In France on June 29 a soldier taking part in a demonstration mistakenly fired live rounds instead of blanks. He wounded 17 people who were watching the display. The Chief of Staff of the French Army, General Bruno Cruche, submitted his resignation to President Sarkozy, who accepted it next day. There had been speedy analysis of a horrific incident ; immediate acceptance of responsibility ; then a self-imposed and principled end to a distinguished career by an officer who has set an example in honor and decency for generations of French soldiers. And for any others who care to take note.
Col. Cloughley then contrasts this to the behaviour of US brass around Abu Ghraib and other issues.

Abu Ghraib outrage was despicable and that it was indubitably carried out by the US army. But did any generals resign over this appalling affair? Nary a one, of course.

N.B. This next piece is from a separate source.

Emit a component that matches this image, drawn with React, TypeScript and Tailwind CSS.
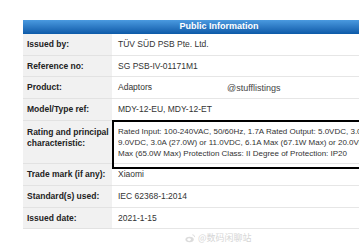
import React from 'react';

const rows = [
  { label: 'Issued by:', value: 'TÜV SÜD PSB Pte. Ltd.', h: 'h-[22px]' },
  { label: 'Reference no:', value: 'SG PSB-IV-01171M1', h: 'h-[21px]' },
  { label: 'Product:', value: 'Adaptors', h: 'h-[22px]' },
  { label: 'Model/Type ref:', value: 'MDY-12-EU, MDY-12-ET', h: 'h-[22px]' },
];

const rowsAfter = [
  { label: 'Trade mark (if any):', value: 'Xiaomi', h: 'h-[22px]' },
  { label: 'Standard(s) used:', value: 'IEC 62368-1:2014', h: 'h-[22px]' },
  { label: 'Issued date:', value: '2021-1-15', h: 'h-[21px]' },
];

const Row = ({ label, value, h }: { label: string; value: string; h: string }) => (
  <div className={`grid grid-cols-[89px_1fr] ${h}`}>
    <div className="bg-[#f1f1f1] border-b border-[#e2e2e2] pl-[4px] flex items-center font-bold text-[8.5px] text-[#222] whitespace-nowrap">
      {label}
    </div>
    <div className="border-b border-[#e6e6e6] pl-[6px] flex items-center text-[8.5px] text-[#333]">
      {value}
    </div>
  </div>
);

export default function App() {
  return (
    <div className="relative w-[359px] h-[250px] overflow-hidden bg-white font-['Liberation_Sans',Arial,sans-serif]">
      <div className="ml-[23px] mt-[20px] w-[392px]">
        {/* header */}
        <div className="h-[14px] bg-gradient-to-b from-[#4a9ae0] to-[#0b5aa8] flex items-center justify-center text-white font-bold text-[9px]">
          Public Information
        </div>

        {rows.map((r) => (
          <Row key={r.label} {...r} />
        ))}

        {/* rating row */}
        <div className="grid grid-cols-[89px_1fr] h-[43px]">
          <div className="bg-[#f1f1f1] border-b border-[#e2e2e2] pl-[4px] pt-[6px] font-bold text-[8.5px] leading-[11px] text-[#222] whitespace-nowrap">
            Rating and principal
            <br />
            characteristic:
          </div>
          <div className="border-b border-[#e6e6e6] pl-[6px] pt-[5px] text-[8px] leading-[11px] text-[#333] whitespace-nowrap">
            Rated Input: 100-240VAC, 50/60Hz, 1.7A Rated Output: 5.0VDC, 3.0A or
            <br />
            9.0VDC, 3.0A (27.0W) or 11.0VDC, 6.1A Max (67.1W Max) or 20.0VDC, 3.25A
            <br />
            Max (65.0W Max) Protection Class: II Degree of Protection: IP20
          </div>
        </div>

        {rowsAfter.map((r) => (
          <Row key={r.label} {...r} />
        ))}
      </div>

      {/* annotation box */}
      <div className="absolute left-[112px] top-[120px] w-[260px] h-[49px] border-2 border-black" />

      {/* handle */}
      <div className="absolute left-[227px] top-[82px] text-[9px] text-[#444]">@stufflistings</div>

      {/* weibo watermark */}
      <div className="absolute left-[185px] top-[231px] flex items-center gap-[2px] text-[9px] text-[#d6d6d6]">
        <svg width="11" height="10" viewBox="0 0 24 20" fill="none">
          <ellipse cx="10" cy="13" rx="9" ry="6" fill="#dcdcdc" />
          <ellipse cx="9" cy="13.5" rx="4" ry="3" fill="#fff" />
          <path d="M16 3a5 5 0 0 1 5 5" stroke="#dcdcdc" strokeWidth="2" />
        </svg>
        <span className="font-['Noto_Sans_CJK_SC',sans-serif]">@数码闲聊站</span>
      </div>
    </div>
  );
}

A few people were court-martialled. But most charges were reduced, dismissed, or dealt with by "non-judicial punishment" - you've got to laugh about that particular weasel-wording in spite of all the horror. Then a female one-star officer was reduced in rank. Apart from that : nothing - except that the officer appointed to investigate the sickening mayhem, Major General Taguba, ended his career when he recorded the truth. What a poisoned chalice he was handed : allow a cover-up and advance to three stars ; or permit the truth to be told and be destroyed for what his peculiar superiors would call "disloyalty". And this sort of thing has continued. Countless atrocities in Iraq and Afghanistan have been denied, ignored or covered up. The conduct of US troops has only too often been horrendous to the point that the phrase "war crimes" is inadequate. The lies told by US army officers of the highest rank concerning the accidental killing of Pat Tillman by his own comrades in Afghanistan are a blot on the army's reputation. But not one of these reptiles resigned.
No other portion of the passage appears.